Autour de la notion d’inclusion: Partie III

Partie III sur III

Par Frédéric Bellenot, chef de secteur, responsable de structures socio-éducatives, à Lausanne
Contact: Frederic.Bellenot@lausanne.ch

Note: Nous publions ici la seconde partie d’un article dense, de Frédéric Bellenot, chef de secteur et responsable de structures socio-éducatives à Lausanne.

Cette première partie est suivie de deux autres .

Ce texte nous a semblé important car il développe d’une manière rare, la question de l’inclusion, en lien avec la construction de la collectivité et non pas d’un point de vue individuel et déficitaire.
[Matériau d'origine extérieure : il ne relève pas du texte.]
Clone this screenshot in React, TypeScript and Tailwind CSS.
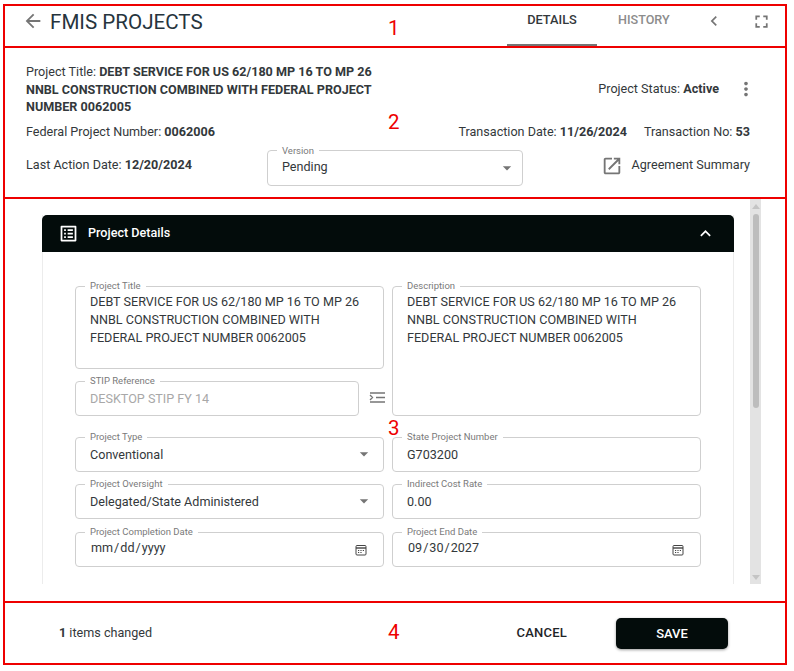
import React from 'react';

const Icon: React.FC<{ d: string; className?: string }> = ({ d, className }) => (
  <svg viewBox="0 0 24 24" fill="currentColor" className={className}>
    <path d={d} />
  </svg>
);

const ARROW_DROP = 'M7 10l5 5 5-5z';

const CalendarIcon = () => (
  <svg viewBox="0 0 12 12" fill="none" stroke="#444" strokeWidth="1" className="absolute right-[16px] top-[7px] h-3 w-3">
    <rect x="1" y="1.5" width="10" height="9.5" rx="1" />
    <path d="M1 4h10" strokeWidth="1.4" />
    <path d="M3 6.5h1.2M5.4 6.5h1.2M7.8 6.5H9M3 8.5h1.2M5.4 8.5h1.2" />
  </svg>
);

// native date inputs leave a little air round the slashes
const DateText: React.FC<{ parts: string[] }> = ({ parts }) => (
  <span className="ml-[1px]">
    {parts[0]}
    <span className="mx-[1px]">/</span>
    {parts[1]}
    <span className="mx-[1px]">/</span>
    {parts[2]}
  </span>
);

// outlined text field with the label sitting in a notch of the border
const Field: React.FC<{
  label: string;
  className?: string;
  textClass?: string;
  children?: React.ReactNode;
  right?: React.ReactNode;
}> = ({ label, className = '', textClass = 'mt-[4px]', children, right }) => (
  <fieldset className={`relative min-w-0 rounded border border-[#cfcfcf] px-[14px] ${className}`}>
    <legend className="ml-[-5px] px-[5px] text-[9.5px] leading-[10px] text-[#7a7a7a]">{label}</legend>
    <div className={`text-[12.6px] leading-[18px] text-[#33383b] ${textClass}`}>{children}</div>
    {right}
  </fieldset>
);

const SelectArrow = () => <Icon d={ARROW_DROP} className="absolute right-[9px] top-[2px] h-5 w-5 text-[#757575]" />;

const Mark: React.FC<{ n: number; className: string }> = ({ n, className }) => (
  <span className={`absolute left-[388px] text-[20.5px] leading-[24px] text-[#ee0000] ${className}`}>{n}</span>
);

const App: React.FC = () => {
  const titleText = (
    <>
      DEBT SERVICE FOR US 62/180 MP 16 TO MP 26
      <br />
      NNBL CONSTRUCTION COMBINED WITH
      <br />
      FEDERAL PROJECT NUMBER 0062005
    </>
  );

  return (
    <div className="h-[671px] w-[794px] overflow-hidden bg-white pl-[3px] pt-[4px] font-['Roboto',sans-serif] text-[12.6px] text-[#33383b]">
      <div className="w-[784px] border-2 border-[#ee0000]">
        {/* 1: header */}
        <header className="relative box-content flex h-[40px] items-start border-b-2 border-[#ee0000]">
          <Icon
            d="M20 11H7.83l5.59-5.59L12 4l-8 8 8 8 1.41-1.41L7.83 13H20v-2z"
            className="ml-[17px] mt-[4px] h-[22px] w-[22px] text-[#757575]"
          />
          <h1 className="ml-[6px] mt-[2px] text-[20.6px] leading-[28px] text-[#26343d]">FMIS PROJECTS</h1>
          <nav className="ml-auto flex h-full">
            <div className="flex h-[40px] w-[90px] justify-center border-b-2 border-[#757575] pt-[5px] text-[12.8px] font-medium leading-[18px] text-[#33383b]">
              DETAILS
            </div>
            <div className="ml-[21px] w-[52px] pt-[5px] text-[12.6px] font-medium leading-[18px] text-[#8c8c8c]">HISTORY</div>
          </nav>
          <Icon d="M15.41 7.41 14 6l-6 6 6 6 1.41-1.41L10.83 12z" className="ml-[34px] mt-[5px] h-[20px] w-[20px] text-[#757575]" />
          <Icon
            d="M7 14H5v5h5v-2H7v-3zm-2-4h2V7h3V5H5v5zm12 7h-3v2h5v-5h-2v3zM14 5v2h3v3h2V5h-5z"
            className="ml-[27px] mr-[13px] mt-[5px] h-[21px] w-[21px] text-[#757575]"
          />
        </header>

        {/* 2: summary */}
        <section className="box-content h-[148px] border-b-2 border-[#ee0000] pl-[21px] pr-[34px] pt-[1px]">
          <div className="flex items-start justify-between pt-[14px]">
            <p className="w-[352px] leading-[17.6px]">
              Project Title: <b className="font-bold">DEBT SERVICE FOR US 62/180 MP 16 TO MP 26 NNBL CONSTRUCTION COMBINED WITH FEDERAL PROJECT NUMBER 0062005</b>
            </p>
            <div className="mr-[-6px] mt-[15px] flex items-center">
              <span>
                Project Status: <b className="font-bold">Active</b>
              </span>
              <Icon
                d="M12 8c1.1 0 2-.9 2-2s-.9-2-2-2-2 .9-2 2 .9 2 2 2zm0 2c-1.1 0-2 .9-2 2s.9 2 2 2 2-.9 2-2-.9-2-2-2zm0 6c-1.1 0-2 .9-2 2s.9 2 2 2 2-.9 2-2-.9-2-2-2z"
                className="ml-[16px] h-[22px] w-[22px] text-[#757575]"
              />
            </div>
          </div>
          <div className="mt-[7px] flex justify-between leading-[18px]">
            <span>
              Federal Project Number: <b className="font-bold">0062006</b>
            </span>
            <div className="mr-[1px] flex gap-[17px]">
              <span>
                Transaction Date: <b className="font-bold">11/26/2024</b>
              </span>
              <span>
                Transaction No: <b className="font-bold">53</b>
              </span>
            </div>
          </div>
          <div className="mt-[5px] flex items-start">
            <span className="w-[241px] pt-[10px] leading-[18px]">
              Last Action Date: <b className="font-bold">12/20/2024</b>
            </span>
            <Field
              label="Version"
              className="h-[40px] w-[256px]"
              textClass="mt-[2px]"
              right={<Icon d={ARROW_DROP} className="absolute right-[5px] top-[2px] h-5 w-5 text-[#757575]" />}
            >
              Pending
            </Field>
            <div className="ml-auto mr-[1px] flex items-center pt-[9px]">
              <Icon
                d="M19 19H5V5h7V3H5c-1.11 0-2 .9-2 2v14c0 1.1.89 2 2 2h14c1.1 0 2-.9 2-2v-7h-2v7zM14 3v2h3.59l-9.83 9.83 1.41 1.41L19 6.41V10h2V3h-7z"
                className="mr-[9px] h-[22px] w-[22px] text-[#757575]"
              />
              Agreement Summary
            </div>
          </div>
        </section>

        {/* 3: form */}
        <section className="flex h-[404px] border-b-2 border-[#ee0000]">
          <div className="h-[385px] w-[746px] overflow-hidden pl-[37px] pt-[16px]">
            <div className="h-[370px] w-[692px] border-x border-[#ececec]">
              <div className="mx-[-1px] flex h-[37px] items-center rounded-t-[5px] bg-[#030c0b] pl-[16px] pr-[18px] text-white">
                <Icon
                  d="M19 5v14H5V5h14m1.1-2H3.9c-.5 0-.9.4-.9.9v16.2c0 .4.4.9.9.9h16.2c.4 0 .9-.5.9-.9V3.9c0-.5-.5-.9-.9-.9zM11 7h6v2h-6V7zm0 4h6v2h-6v-2zm0 4h6v2h-6zM7 7h2v2H7zm0 4h2v2H7zm0 4h2v2H7z"
                  className="h-[21px] w-[21px]"
                />
                <span className="ml-[9px] font-medium">Project Details</span>
                <Icon d="M12 8l-6 6 1.41 1.41L12 10.83l4.59 4.58L18 14z" className="ml-auto h-[21px] w-[21px]" />
              </div>
              <div className="px-[32px] pt-[29px]">
                <div className="grid grid-cols-2 gap-x-[8px]">
                  <div>
                    <Field label="Project Title" className="h-[88px]" textClass="mt-[2px]">
                      {titleText}
                    </Field>
                    <div className="mt-[7px] flex items-center">
                      <Field label="STIP Reference" className="h-[40px] w-[284px] shrink-0">
                        <span className="text-[#a8a8a8]">DESKTOP STIP FY 14</span>
                      </Field>
                      <svg viewBox="0 0 16 11" fill="none" stroke="#757575" strokeWidth="1.3" className="ml-[10px] mt-[3px] h-[11px] w-[16px] shrink-0">
                        <path d="M1 1h15M7 5.5h9M1 10h15M1 3l2.5 2.5L1 8" />
                      </svg>
                    </div>
                  </div>
                  <Field label="Description" className="h-[135px]" textClass="mt-[2px]">
                    {titleText}
                  </Field>
                </div>
                <div className="mt-[16px] grid grid-cols-2 gap-x-[8px] gap-y-[7px]">
                  <Field label="Project Type" className="h-[40px]" right={<SelectArrow />}>
                    Conventional
                  </Field>
                  <Field label="State Project Number" className="h-[40px]">
                    G703200
                  </Field>
                  <Field label="Project Oversight" className="h-[40px]" right={<SelectArrow />}>
                    Delegated/State Administered
                  </Field>
                  <Field label="Indirect Cost Rate" className="h-[40px]">
                    0.00
                  </Field>
                  <Field label="Project Completion Date" className="mt-[1px] h-[40px]" textClass="mt-[2px]" right={<CalendarIcon />}>
                    <DateText parts={['mm', 'dd', 'yyyy']} />
                  </Field>
                  <Field label="Project End Date" className="mt-[1px] h-[40px]" textClass="mt-[2px]" right={<CalendarIcon />}>
                    <DateText parts={['09', '30', '2027']} />
                  </Field>
                </div>
              </div>
            </div>
          </div>
          {/* scrollbar */}
          <div className="ml-[-1px] flex h-[385px] w-[11px] flex-col items-center bg-[#e3e3e3]">
            <div className="mt-[5px] h-0 w-0 border-x-[4px] border-b-[5px] border-x-transparent border-b-[#c4c4c4]" />
            <div className="mt-[5px] h-[194px] w-[6px] rounded-full bg-[#bdbdbd]" />
            <div className="mb-[4px] mt-auto h-0 w-0 border-x-[4px] border-t-[5px] border-x-transparent border-t-[#c4c4c4]" />
          </div>
        </section>

        {/* 4: footer */}
        <footer className="flex h-[60px] items-center pl-[54px] pr-[57px]">
          <span>
            <b className="font-bold">1</b> items changed
          </span>
          <button className="ml-auto text-[13px] font-medium tracking-[0.2px] text-[#1f2528]">CANCEL</button>
          <button className="ml-[49px] mt-[1px] h-[31px] w-[112px] rounded-[5px] bg-[#030c0b] text-[13px] font-medium text-white shadow-[0_1px_3px_rgba(0,0,0,0.4)]">
            SAVE
          </button>
        </footer>
      </div>

      <Mark n={1} className="top-[16px]" />
      <Mark n={2} className="top-[110px]" />
      <Mark n={3} className="top-[416px]" />
      <Mark n={4} className="top-[620px]" />
    </div>
  );
};

export default App;
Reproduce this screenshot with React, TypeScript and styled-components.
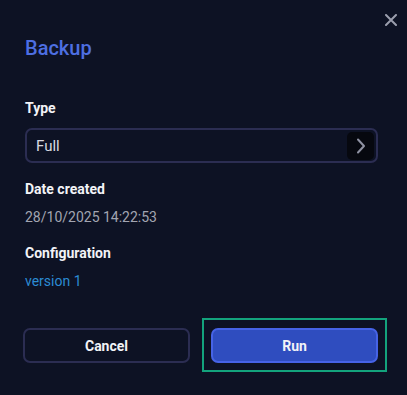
import styled, { createGlobalStyle } from 'styled-components'

const GlobalStyle = createGlobalStyle`
  html, body {
    margin: 0;
    padding: 0;
    background: #0d1224;
  }
  body {
    font-family: Roboto, "Liberation Sans", sans-serif;
  }
`

export default function App() {
  return (
    <>
      <GlobalStyle />
      <Dialog>
        <CloseButton aria-label="Close">
          <svg width="12" height="12" viewBox="0 0 12 12">
            <path
              d="M1 1L11 11M11 1L1 11"
              stroke="#9b9eae"
              strokeWidth="2"
              strokeLinecap="round"
            />
          </svg>
        </CloseButton>
        <Title>Backup</Title>

        <Label $top={36}>Type</Label>
        <Select>
          <SelectValue>Full</SelectValue>
          <ChevronButton>
            <svg width="10" height="16" viewBox="0 0 10 16">
              <path
                d="M2 1.5L8 8L2 14.5"
                fill="none"
                stroke="#8f92a3"
                strokeWidth="2"
                strokeLinecap="round"
                strokeLinejoin="round"
              />
            </svg>
          </ChevronButton>
        </Select>

        <Label $top={16}>Date created</Label>
        <Value>28/10/2025 14:22:53</Value>

        <Label $top={16}>Configuration</Label>
        <LinkValue href="#">version 1</LinkValue>

        <Footer>
          <Button>Cancel</Button>
          <FocusRing>
            <Button $primary>Run</Button>
          </FocusRing>
        </Footer>
      </Dialog>
    </>
  )
}

const Dialog = styled.div`
  position: relative;
  width: 407px;
  height: 395px;
  box-sizing: border-box;
  padding: 34px 29px 0 25px;
  display: flex;
  flex-direction: column;
  background: #0d1224;
`

const CloseButton = styled.button`
  position: absolute;
  top: 14px;
  right: 10px;
  width: 12px;
  height: 12px;
  padding: 0;
  border: none;
  background: transparent;
  display: flex;
  cursor: pointer;
`

const Title = styled.h2`
  margin: 0;
  font-size: 20px;
  line-height: 28px;
  font-weight: 500;
  color: #4d6fe2;
`

const Label = styled.div<{ $top: number }>`
  margin-top: ${(p) => p.$top}px;
  font-size: 14px;
  line-height: 20px;
  font-weight: 700;
  color: #f2f3f7;
`

const Select = styled.div`
  margin-top: 10px;
  height: 35px;
  box-sizing: border-box;
  border: 2px solid #2b2d52;
  border-radius: 7px;
  display: flex;
  align-items: center;
  padding: 0 2px 0 9px;
`

const SelectValue = styled.span`
  flex: 1;
  font-size: 15px;
  color: #d7d9e0;
`

const ChevronButton = styled.span`
  width: 27px;
  height: 28px;
  border-radius: 5px;
  background: #06080f;
  display: flex;
  align-items: center;
  justify-content: center;
`

const Value = styled.div`
  margin-top: 8px;
  font-size: 14px;
  line-height: 20px;
  color: #a2a5b1;
`

const LinkValue = styled.a`
  margin-top: 8px;
  font-size: 14px;
  line-height: 20px;
  color: #2b8bd3;
  text-decoration: none;
  align-self: flex-start;
`

const Footer = styled.div`
  margin: 37px 0 0 -2px;
  display: grid;
  grid-template-columns: 167px 167px;
  column-gap: 21px;
`

const FocusRing = styled.div`
  margin: -10px -9px -9px;
  padding: 8px 7px 7px;
  border: 2px solid #13a37d;
  display: grid;
`

const Button = styled.button<{ $primary?: boolean }>`
  height: 35px;
  box-sizing: border-box;
  border-radius: 7px;
  font-family: Roboto, "Liberation Sans", sans-serif;
  font-size: 14px;
  font-weight: 700;
  color: #f2f3f7;
  cursor: pointer;
  border: 2px solid ${(p) => (p.$primary ? '#4663e6' : '#2b2d52')};
  background: ${(p) => (p.$primary ? '#2f4dbf' : 'transparent')};
  outline: none;
`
La question de l’amitié , dans le développement des relations et constructions éducatives y est également centrale, comme celle de la Communauté.

L. OTT

3/3 AMITIÉS DURABLES

Les phases développées dans le volet précédent décrivent des interactions impulsives, récurrentes et peu structurées. Si l’enfant ne s’inscrit pas dans le temps et l’espace, il rejouera systématiquement la même ritournelle, dans une urgence affective qui l’empêche de se lier. Là, les injonctions à l’ordre ou à la morale n’auront que peu d’effets ou serviront alors son contraire, l’enfant se retrouvant renforcé dans sa maladresse et son sentiment d’échec. La phase suivante semble révéler un aspect clé : elle pourrait permettre à l’enfant de construire un lien solide, une amitié, et commencer peut-être à imaginer sa place au sein du collectif dans d’autres temps que celui de l’urgence.

Phase fusion : l’amitié à tout prix

Qu’y a-t-il de plus précieux que cet unique ami ? Le premier qui vous choisit, sans obligations préalables, et qui vous donne enfin l’impression de ne plus être seul, parmi les autres.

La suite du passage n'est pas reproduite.